O que há, portanto, é uma única totalidade, ou melhor, um único

processo, em que o “sentido” e os rumos são determinados pelas

contradições que animam as economias metropolitanas. Se economia

colonial e economia metropolitana são faces da mesma moeda,

empresa colonial e manufatura (tomada como a estrutura produtiva

que apanha o “sentido” da marcha rumo ao “capitalismo industrial”)
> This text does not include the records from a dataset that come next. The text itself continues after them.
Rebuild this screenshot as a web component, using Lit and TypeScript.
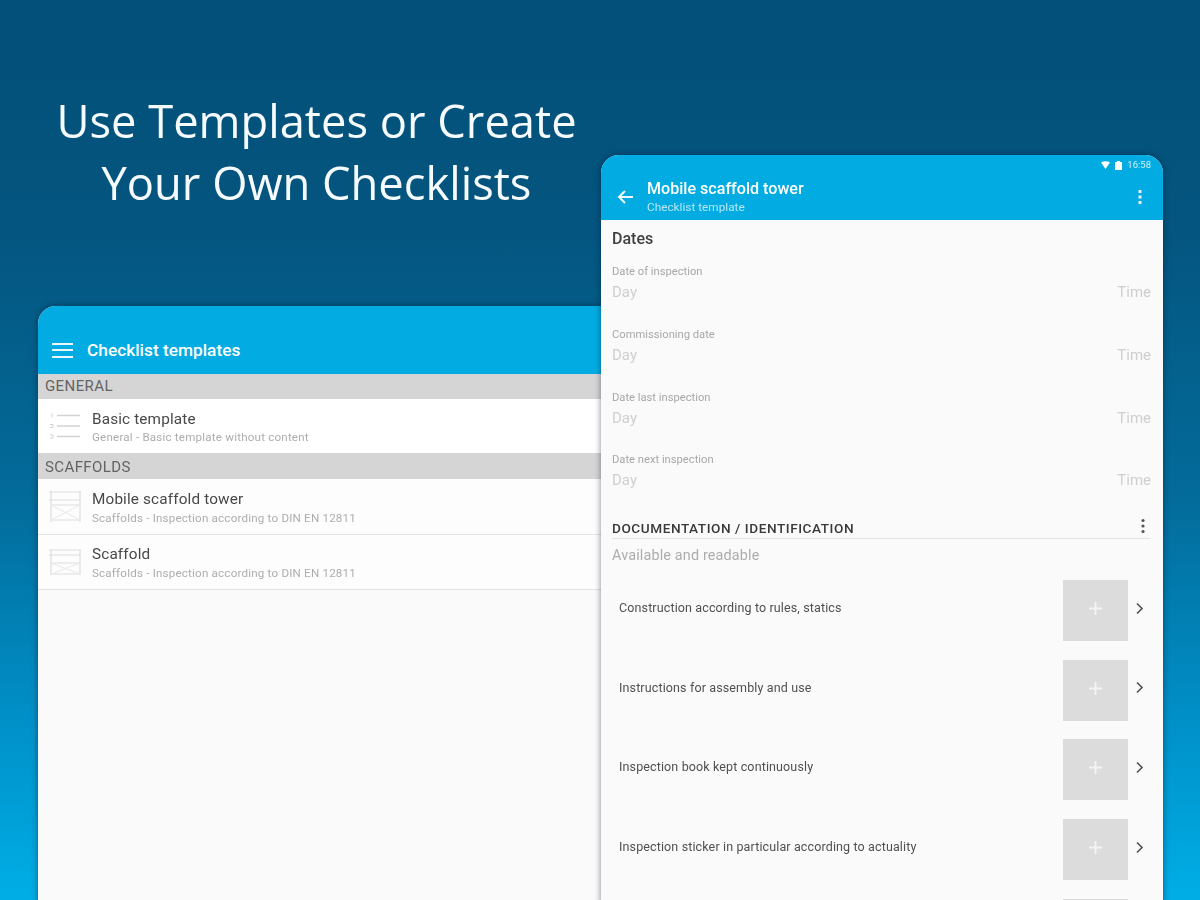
import { LitElement, html, css, svg } from "lit";
import { customElement } from "lit/decorators.js";

const dates = ["Date of inspection", "Commissioning date", "Date last inspection", "Date next inspection"];
const checks = [
  "Construction according to rules, statics",
  "Instructions for assembly and use",
  "Inspection book kept continuously",
  "Inspection sticker in particular according to actuality",
  "",
];

const listIcon = html`<svg class="ico" viewBox="0 0 34 34" aria-hidden="true">
  <g stroke="#d2d2d2" stroke-width="1.6" fill="none">
    <path d="M10 6.5h23M10 17h23M10 27.5h23" />
    <path d="M5 4.5v4M3 15.5h3v3H3M3 26h3v3H3" stroke-width="1" />
  </g>
</svg>`;

const scaffold = (top: number, r2: number, mid: number, low: number, bottom: number) =>
  svg`<g stroke="#dedede" stroke-width="1.2" fill="none">
  <path d="M4 ${top - 1}V${bottom}M33 ${top - 1}V${bottom}M2 ${top}H34M2 ${r2}H34M4 ${mid}H33M4 ${low}H33" />
  <path d="M4 ${mid}L33 ${low}M33 ${mid}L4 ${low}" stroke="#ebebeb" />
</g>`;

@customElement("app-root")
export class AppRoot extends LitElement {
  static styles = css`
    :host {
      display: block;
      width: 1200px;
      height: 900px;
      font-family: Roboto, "Liberation Sans", sans-serif;
    }
    .stage {
      position: relative;
      width: 1200px;
      height: 900px;
      overflow: hidden;
      background: linear-gradient(180deg, #03507a 0%, #04557f 25%, #036b9a 55%, #0090c8 80%, #00aee6 100%);
    }
    h1 {
      margin: 0;
      position: absolute;
      left: 0;
      top: 90px;
      width: 633px;
      text-align: center;
      color: #f6fbfd;
      font-family: "Open Sans", sans-serif;
      font-weight: 400;
      font-size: 45.3px;
      line-height: 62px;
      filter: blur(0.5px);
    }
    .tablet {
      position: absolute;
      background: #fafafa;
      box-shadow: 0 0 6px rgba(0, 20, 40, 0.5);
      overflow: hidden;
      display: flex;
      flex-direction: column;
      filter: blur(0.65px);
    }
    .left {
      left: 38px;
      top: 306px;
      width: 570px;
      height: 600px;
      border-radius: 18px 0 0 0;
    }
    .right {
      left: 601px;
      top: 155px;
      width: 562px;
      height: 750px;
      border-radius: 18px 18px 0 0;
    }
    .bar {
      background: #02ace2;
      color: #fff;
      flex: none;
      display: flex;
      align-items: center;
    }
    .left .bar {
      height: 68px;
      padding: 20px 0 0 14px;
      box-sizing: border-box;
      gap: 14px;
    }
    .burger {
      width: 21px;
      height: 15px;
      display: flex;
      flex-direction: column;
      justify-content: space-between;
    }
    .burger i {
      display: block;
      height: 2px;
      background: #e8f8fd;
    }
    .bar-title {
      font-size: 17.3px;
      font-weight: 500;
    }
    .section {
      height: 25px;
      flex: none;
      background: #d5d5d5;
      color: #646464;
      font-size: 15px;
      line-height: 25px;
      padding-left: 7px;
      letter-spacing: 0.4px;
    }
    .section + .item ~ .section { height: 26px; line-height: 29px; }
    .item {
      flex: none;
      height: 54px;
      box-sizing: border-box;
      background: #fff;
      display: flex;
      align-items: center;
      padding-left: 9px;
      gap: 11px;
    }
    .item.line {
      height: 55.5px;
      border-bottom: 1px solid #e2e2e2;
      background: #fdfdfd;
    }
    .ico {
      width: 34px;
      height: 34px;
      flex: none;
    }
    .text {
      padding-top: 4px;
    }
    .item-title {
      font-size: 15.3px;
      line-height: 18px;
      color: #484848;
      letter-spacing: 0.15px;
    }
    .item-sub {
      font-size: 11.6px;
      line-height: 18px;
      color: #adadad;
      letter-spacing: 0.2px;
    }
    .line .item-sub {
      padding-top: 1px;
    }
    .right .bar {
      height: 65px;
      position: relative;
      padding: 20px 0 0 16px;
      box-sizing: border-box;
      gap: 13px;
    }
    .status {
      position: absolute;
      right: 12px;
      top: 4px;
      display: flex;
      align-items: center;
      gap: 5px;
      font-size: 9.5px;
      line-height: 12px;
      color: #cdeefa;
    }
    .titles {
      display: flex;
      flex-direction: column;
    }
    .bar-sub {
      font-size: 11.8px;
      line-height: 17px;
      color: #b5e7f8;
    }
    .right .bar-title {
      font-size: 16.1px;
      line-height: 20px;
    }
    .back {
      margin-top: -2px;
    }
    .more {
      margin-left: auto;
      margin-right: 21px;
      margin-top: -2px;
      display: flex;
    }
    .body {
      padding: 10px 12px 0 11px;
      display: flex;
      flex-direction: column;
    }
    .dates-head {
      font-size: 16px;
      font-weight: 500;
      line-height: 18px;
      color: #404040;
      margin-bottom: 11px;
    }
    .date {
      height: 62.8px;
      flex: none;
      padding-top: 6px;
      box-sizing: border-box;
    }
    .date-label {
      font-size: 11.2px;
      line-height: 14px;
      color: #a8a8a8;
    }
    .date-vals {
      display: flex;
      justify-content: space-between;
      font-size: 15px;
      line-height: 18px;
      color: #cfcfcf;
      margin-top: 4px;
    }
    .doc-head {
      margin-top: -1.2px;
      box-sizing: border-box;
      height: 30px;
      padding-top: 9px;
      display: flex;
      align-items: center;
      justify-content: space-between;
      border-bottom: 1px solid #e4e4e4;
      font-size: 13.6px;
      font-weight: 500;
      color: #383838;
      letter-spacing: 0.55px;
      flex: none;
    }
    .doc-head svg { margin-right: 6px; margin-top: -4px; }
    .avail {
      font-size: 14.4px;
      line-height: 18px;
      margin-top: 8px;
      margin-bottom: 15px;
      color: #adadad;
      letter-spacing: 0.15px;
    }
    .check {
      height: 61px;
      flex: none;
      margin-bottom: 18.7px;
      display: flex;
      align-items: center;
      padding-left: 7px;
      font-size: 12.5px;
      color: #505050;
      letter-spacing: 0.13px;
    }
    .check span { flex: 1; margin-top: -6px; }
    .plus {
      width: 65px;
      height: 61px;
      box-sizing: border-box;
      padding-bottom: 4px;
      background: #dcdcdc;
      display: flex;
      align-items: center;
      justify-content: center;
      flex: none;
    }
    .chev {
      margin-left: 6.5px;
      margin-right: 7.5px;
      margin-top: -5px;
      flex: none;
    }
  `;

  render() {
    return html`<div class="stage">
      <h1>Use Templates or Create<br />Your Own Checklists</h1>

      <section class="tablet left">
        <div class="bar">
          <div class="burger"><i></i><i></i><i></i></div>
          <div class="bar-title">Checklist templates</div>
        </div>
        <div class="section">GENERAL</div>
        <div class="item">
          ${listIcon}
          <div class="text">
            <div class="item-title">Basic template</div>
            <div class="item-sub">General - Basic template without content</div>
          </div>
        </div>
        <div class="section">SCAFFOLDS</div>
        <div class="item line">
          <svg class="ico" viewBox="0 0 34 34" aria-hidden="true">${scaffold(3, 11, 16, 31, 33)}</svg>
          <div class="text">
            <div class="item-title">Mobile scaffold tower</div>
            <div class="item-sub">Scaffolds - Inspection according to DIN EN 12811</div>
          </div>
        </div>
        <div class="item line">
          <svg class="ico" viewBox="0 0 34 34" aria-hidden="true">${scaffold(5, 10, 18, 29, 30)}</svg>
          <div class="text">
            <div class="item-title">Scaffold</div>
            <div class="item-sub">Scaffolds - Inspection according to DIN EN 12811</div>
          </div>
        </div>
      </section>

      <section class="tablet right">
        <div class="bar">
          <div class="status">
            <svg width="9" height="8" viewBox="0 0 9 8" aria-hidden="true"><path d="M0 1.5Q4.5-1 9 1.5L4.5 8z" fill="#fff" /></svg>
            <svg width="7" height="9" viewBox="0 0 7 9" aria-hidden="true"><path d="M0 1h2V0h3v1h2v8H0z" fill="#fff" /></svg>
            <span>16:58</span>
          </div>
          <svg class="back" width="17" height="16" viewBox="0 0 17 16" aria-hidden="true"><path d="M16 8H2M8 2L2 8l6 6" fill="none" stroke="#eafaff" stroke-width="2" /></svg>
          <div class="titles">
            <div class="bar-title">Mobile scaffold tower</div>
            <div class="bar-sub">Checklist template</div>
          </div>
          <svg class="more" width="4" height="16" viewBox="0 0 4 16" aria-hidden="true"><g fill="#eef"><rect x="0.5" y="1" width="3" height="3" /><rect x="0.5" y="6.5" width="3" height="3" /><rect x="0.5" y="12" width="3" height="3" /></g></svg>
        </div>
        <div class="body">
          <div class="dates-head">Dates</div>
          ${dates.map(
            (d) => html`<div class="date">
              <div class="date-label">${d}</div>
              <div class="date-vals"><span>Day</span><span>Time</span></div>
            </div>`
          )}
          <div class="doc-head">
            <span>DOCUMENTATION / IDENTIFICATION</span>
            <svg width="4" height="16" viewBox="0 0 4 16" aria-hidden="true"><g fill="#555"><circle cx="2" cy="2.5" r="1.6" /><circle cx="2" cy="8" r="1.6" /><circle cx="2" cy="13.5" r="1.6" /></g></svg>
          </div>
          <div class="avail">Available and readable</div>
          ${checks.map(
            (c) => html`<div class="check">
              <span>${c}</span>
              <div class="plus">
                <svg width="15" height="15" viewBox="0 0 15 15" aria-hidden="true"><path d="M7.5 1v13M1 7.5h13" stroke="#f3f3f3" stroke-width="2" /></svg>
              </div>
              <svg class="chev" width="9" height="13" viewBox="0 0 9 13" aria-hidden="true"><path d="M2 1.5l5 5-5 5" fill="none" stroke="#555" stroke-width="1.7" /></svg>
            </div>`
          )}
        </div>
      </section>
    </div>`;
  }
}
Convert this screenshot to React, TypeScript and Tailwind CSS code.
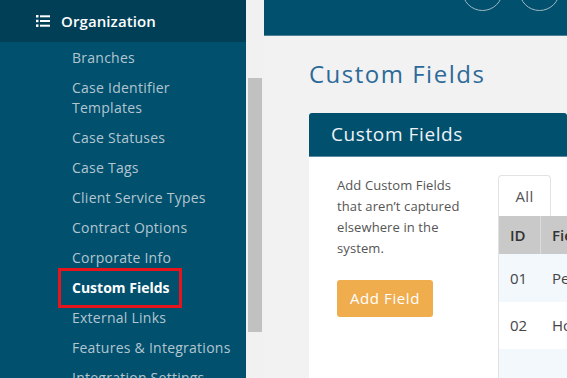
import React from "react";

const items = [
  "Branches",
  "Case Identifier Templates",
  "Case Statuses",
  "Case Tags",
  "Client Service Types",
  "Contract Options",
  "Corporate Info",
  "Custom Fields",
  "External Links",
  "Features & Integrations",
  "Integration Settings",
];

export default function App() {
  return (
    <div
      className="flex w-[567px] h-[378px] overflow-hidden bg-[#f2f2f2]"
      style={{ fontFamily: "'Open Sans', 'Liberation Sans', sans-serif" }}
    >
      {/* Sidebar */}
      <div className="w-[246px] shrink-0 bg-[#01506e] flex flex-col">
        <div className="h-[42px] bg-[#013f57] flex items-center pl-[36px] gap-[11px] shrink-0">
          <svg width="14" height="12" viewBox="0 0 14 12" fill="#fff">
            <rect x="0" y="0" width="2.5" height="2.5" />
            <rect x="4" y="0.3" width="10" height="2" />
            <rect x="0" y="4.7" width="2.5" height="2.5" />
            <rect x="4" y="5" width="10" height="2" />
            <rect x="0" y="9.4" width="2.5" height="2.5" />
            <rect x="4" y="9.7" width="10" height="2" />
          </svg>
          <span className="text-white text-[15px] font-semibold tracking-[0.1px]">Organization</span>
        </div>
        <div className="flex flex-col pt-[6px] gap-[10px]">
          {items.map((it) => {
            const active = it === "Custom Fields";
            return (
              <div key={it} className="pl-[72px] pr-[8px]">
                {active ? (
                  <div className="-ml-[14px] w-[124px] h-[40px] border-[3px] border-[#e8141b] flex items-center pl-[11px] -my-[10px]">
                    <span className="text-white font-bold text-[14px] leading-[20px]">{it}</span>
                  </div>
                ) : it.startsWith("Case Identifier") ? (
                  <div className="text-[#b3c6d0] text-[14px] leading-[20px] tracking-[0.25px] w-[110px]">{it}</div>
                ) : (
                  <div className="text-[#b3c6d0] text-[14px] leading-[20px] tracking-[0.25px] whitespace-nowrap">{it}</div>
                )}
              </div>
            );
          })}
        </div>
      </div>
      {/* Scrollbar */}
      <div className="w-[18px] shrink-0 bg-[#f1f1f1] pt-[78px] pl-[2px]">
        <div className="w-[14px] h-[254px] bg-[#c1c1c1]" />
      </div>
      {/* Main */}
      <div className="flex-1 flex flex-col min-w-0">
        <div className="h-[36px] bg-[#01506e] border-b border-[#4d7f95] relative overflow-hidden shrink-0">
          <div className="absolute left-[198px] top-[-30px] w-[41px] h-[41px] rounded-full border border-[#9fb9c6]" />
          <div className="absolute left-[255px] top-[-30px] w-[41px] h-[41px] rounded-full border border-[#9fb9c6]" />
        </div>
        <div className="pl-[45px] pt-[23px]">
          <div className="text-[#2d6a99] text-[24px] leading-[30px] font-normal tracking-[1.5px]">Custom Fields</div>
          <div className="mt-[24px] bg-white rounded-t-[3px] overflow-hidden">
            <div className="h-[44px] bg-[#01506e] flex items-center pl-[22px] border-b border-[#5d8aa0]">
              <span className="text-[#eef3f6] text-[19px] tracking-[0.6px]">Custom Fields</span>
            </div>
            <div className="flex pl-[28px] pt-[18px] h-[240px]">
              <div className="w-[132px] shrink-0">
                <p className="text-[#555] text-[13px] leading-[21px] tracking-[0.1px]">
                  Add Custom Fields that aren’t captured elsewhere in the system.
                </p>
                <button className="mt-[21px] w-[96px] h-[37px] bg-[#f0ad4e] rounded-[3px] text-white text-[15px] tracking-[0.6px]">
                  Add Field
                </button>
              </div>
              <div className="ml-[29px] flex-1 flex flex-col">
                <div className="w-[53px] h-[44px] border border-[#e2e2e2] border-b-0 rounded-t-[4px] flex items-center justify-center text-[#555] text-[15px] bg-white tracking-[0.3px]">
                  All
                </div>
                <div className="border-l border-[#e2e2e2]">
                  <div className="flex h-[38px] bg-[#c9c9c9] items-center text-[#333] text-[15px] font-semibold">
                    <div className="w-[42px] pl-[11px] h-full flex items-center border-r border-[#dcdcdc]">ID</div>
                    <div className="pl-[11px]">Field</div>
                  </div>
                  <div className="flex h-[48px] bg-[#f3f8fd] items-center text-[#444] text-[15px]">
                    <div className="w-[42px] pl-[11px]">01</div>
                    <div className="pl-[11px]">Pending</div>
                  </div>
                  <div className="flex h-[47px] bg-white items-center text-[#444] text-[15px]">
                    <div className="w-[42px] pl-[11px]">02</div>
                    <div className="pl-[11px]">Home</div>
                  </div>
                  <div className="h-[48px] bg-[#f3f8fd]" />
                </div>
              </div>
            </div>
          </div>
        </div>
      </div>
    </div>
  );
}
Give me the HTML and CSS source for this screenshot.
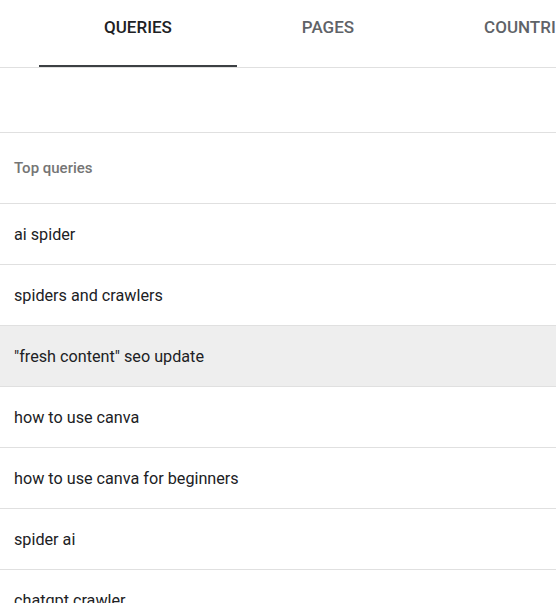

também o são. Na metrópole, a libertação do trabalho, o trabalho

assalariado; na colônia, a “reinvenção” de formas de relações sociais

pré-capitalistas. Progresso e, ao mesmo tempo, aparente retrocesso –

aparente porque ingrediente indispensável ao progresso. (MELLO,

1998, pp. 42-43)

O capitalismo reúne em um só todo, em uma organização um grande número de

braços e instrumentos que ele encontra preexistentes para seu benefício próprio. O

modo de produção escravista é anterior ao modo de produção capitalista, porém, como

verificado na história da economia brasileira, esta forma produtiva pré-capitalista

passou a incorporar conteúdo próprio da sociedade burguesa. A introdução do trabalho

escravo na produção açucareira e agrária, no Brasil, tinha um caráter de trabalho

forçado. As bases da produção escravista no Brasil constituem um desdobramento do

movimento do capital que introduz formas produtivas que lhe são alheias e anteriores,

dando-lhes substância capitalista. Há uma dominação de formas de trabalho originárias

de modos de produção pré-capitalistas, ou mesmo, a transformação de formas pretéritas

de processo de trabalho e produção social dando-lhes novo significado.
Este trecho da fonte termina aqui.